"أَرْوى مُهَنْدِسة."
Translation:Arwa is an engineer.
14 CommentsThis discussion is locked.
The audio makes a lot of mistakes but it's actually correct here.
Most of the time, ة , which is only used to mark feminine nouns and adjectives, is just pronounced as "a", but classical/standard Arabic has and extra u/a/i at the end of nouns and the adjectives that describe them to mark subject/object/relation-to-other-nouns respectively, and when ة is followed by one of those vowels, it is pronounced "at". Then the "n" you hear at the end marks that she is AN engineer, not THE engineer.
Because Arwa is a proper noun, it never has any of these extra sounds at the end.
So overall we have Arwa muhandis+at+a+n = Arwa engineer + femenine ending with t pronounced because of the following vowel + object marker + indefinite marker
However, as opposed to formal Arabic (AKA: fusHa) in vernacular dialects, the case marking vowels and the n that marks indefiniteness aren't pronounced, so neither is the t in this case, and you just get muhandisa.
The reason the computer gets it wrong so often (bit not this time) and seems so irregular is because it's switching between very formal and informal within a phrase and it really shouldn't. Nouns and adjectives must have the same endings and agree with each other. So all of them must have those extra vowels and "n"s or none of them should.

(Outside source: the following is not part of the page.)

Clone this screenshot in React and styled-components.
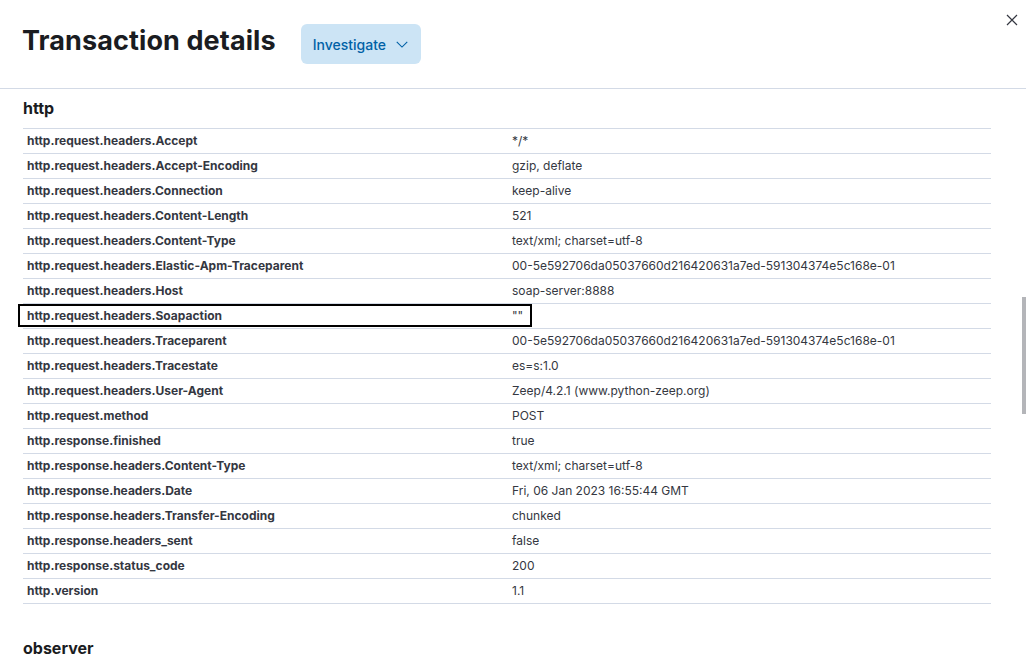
import React from "react";
import styled, { createGlobalStyle } from "styled-components";

const Global = createGlobalStyle`
  html, body { margin: 0; padding: 0; background: #fff; overflow: hidden; }
  body { font-family: Inter, "Noto Sans", sans-serif; color: #343741; }
`;

const Flyout = styled.div`
  position: relative;
  width: 1026px;
  height: 664px;
  overflow: hidden;
  background: #fff;
`;

const Header = styled.header`
  display: flex;
  align-items: center;
  gap: 25px;
  height: 89px;
  box-sizing: border-box;
  padding: 0 24px 0 22px;
  border-bottom: 1px solid #d3dae6;
`;

const Title = styled.h1`
  margin: 0 0 7px;
  font-size: 27px;
  font-weight: 700;
  color: #1a1c21;
  letter-spacing: 0.1px;
`;

const InvestigateButton = styled.button`
  display: flex;
  align-items: center;
  gap: 9px;
  height: 40px;
  padding: 0 12px;
  border: none;
  border-radius: 6px;
  background: #cce4f5;
  color: #0061a6;
  font-family: inherit;
  font-size: 14px;
  font-weight: 500;
`;

const CloseButton = styled.button`
  position: absolute;
  top: 12px;
  right: 6px;
  width: 16px;
  height: 16px;
  padding: 0;
  border: none;
  background: none;
`;

const Body = styled.div`
  padding: 0 35px 0 23px;
`;

const SectionTitle = styled.h2`
  margin: 0;
  padding: ${(p) => p.$top}px 0 0;
  height: ${(p) => p.$height}px;
  box-sizing: border-box;
  font-size: 16px;
  font-weight: 700;
  color: #1a1c21;
`;

const Table = styled.div`
  border-top: 1px solid #d3dae6;
`;

const Row = styled.div`
  display: grid;
  grid-template-columns: 485px 1fr;
  height: 25px;
  box-sizing: border-box;
  border-bottom: 1px solid #d3dae6;
  position: relative;
`;

const Key = styled.div`
  padding: 0 4px 2px;
  display: flex;
  align-items: center;
  font-size: 12px;
  font-weight: 700;
  color: #343741;
`;

const Value = styled.div`
  padding: 0 4px 2px;
  display: flex;
  align-items: center;
  font-size: 12px;
  color: #343741;
`;

const FocusRing = styled.div`
  position: absolute;
  left: -5px;
  top: 0;
  width: 514px;
  height: 23px;
  box-sizing: border-box;
  border: 2px solid #000;
  pointer-events: none;
`;

const ScrollThumb = styled.div`
  position: absolute;
  right: 0;
  top: 297px;
  width: 4px;
  height: 117px;
  background: #b4b5b9;
`;

const rows = [
  ["http.request.headers.Accept", "*/*"],
  ["http.request.headers.Accept-Encoding", "gzip, deflate"],
  ["http.request.headers.Connection", "keep-alive"],
  ["http.request.headers.Content-Length", "521"],
  ["http.request.headers.Content-Type", "text/xml; charset=utf-8"],
  ["http.request.headers.Elastic-Apm-Traceparent", "00-5e592706da05037660d216420631a7ed-591304374e5c168e-01"],
  ["http.request.headers.Host", "soap-server:8888"],
  ["http.request.headers.Soapaction", '""', true],
  ["http.request.headers.Traceparent", "00-5e592706da05037660d216420631a7ed-591304374e5c168e-01"],
  ["http.request.headers.Tracestate", "es=s:1.0"],
  ["http.request.headers.User-Agent", "Zeep/4.2.1 (www.python-zeep.org)"],
  ["http.request.method", "POST"],
  ["http.response.finished", "true"],
  ["http.response.headers.Content-Type", "text/xml; charset=utf-8"],
  ["http.response.headers.Date", "Fri, 06 Jan 2023 16:55:44 GMT"],
  ["http.response.headers.Transfer-Encoding", "chunked"],
  ["http.response.headers_sent", "false"],
  ["http.response.status_code", "200"],
  ["http.version", "1.1"],
];

export default function App() {
  return (
    <>
      <Global />
      <Flyout>
        <CloseButton aria-label="Close">
          <svg width="16" height="16" viewBox="0 0 16 16">
            <path d="M3 3l10 10M13 3L3 13" stroke="#343741" strokeWidth="1.2" fill="none" />
          </svg>
        </CloseButton>
        <Header>
          <Title>Transaction details</Title>
          <InvestigateButton>
            Investigate
            <svg width="14" height="14" viewBox="0 0 16 16">
              <path d="M2 5.5l6 6 6-6" stroke="#0061a6" strokeWidth="1.3" fill="none" />
            </svg>
          </InvestigateButton>
        </Header>
        <Body>
          <SectionTitle $top={9} $height={39}>http</SectionTitle>
          <Table>
            {rows.map(([k, v, focused]) => (
              <Row key={k}>
                <Key>{k}</Key>
                <Value>{v}</Value>
                {focused && <FocusRing />}
              </Row>
            ))}
          </Table>
          <SectionTitle $top={34} $height={60}>observer</SectionTitle>
        </Body>
        <ScrollThumb />
      </Flyout>
    </>
  );
}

Note that although vernacular dialects do not use case marking vowels or the indefinite n much anymore, the ة still gets pronounced as "at" rather than "a" when feminine nouns combine with other nouns to make compound nouns.
Oh yes. Of course. Thanks.
I'm a second year student, and all of the computer's mistakes in noun/adjective agreement are really testing whether I can tell a grammatical sentence from an ungrammatical one.
I imagine it would be really hellish to try to figure out how to say things correctly by listening to the audio for a complete beginner.
yes, it would. Had this long discussion with one of the other course contributors on some threads (you will eventually find it :) ) who was kind to engage, and defended the choice of the erratic grammar as 'finding a middle ground between MSA and dialect' when I really disagree because there is no such thing (and there is no single 'dialect' either) neither is that how TV presenters in international Arabic stations speak (like BBC Arabic) - it is always MSA.
The course needs a paradigm shift to adopt proper MSA, or to pick one specific dialect and teach it.
I have seen a strong bias of this course towards Levantine dialect (a beautiful language in its own right, but not 'Arabic'), spoken by less than 10% of Arabs. In vocabulary, structure, and pronunciation. It is, in my view, unfair to both the learner and to the language.
For some reason I can't respond to the lower comments, so I will respond here. Thank you for your explanations FiX and Bryson610892. I'm a beginner. I was under the impression that Duo created a tool for MSA/fusHa, but hearing that the contributors couldn't keep their own dialects out of the material really turns me off to using Duo. I need to learn MSA/fusHa, not a jumbled mess. There's no "middle ground," just bad teaching.
I also appreciate the clarification of FiX et al., but am sticking with Duo's beta Arabic for now because I don't even know the alphabet, so any assistance in getting started is a plus for me. I'm then supplementing with grammars with the hope that in a year or two Duo will do another iteration of this course that takes into consideration the fine points that are being brought up.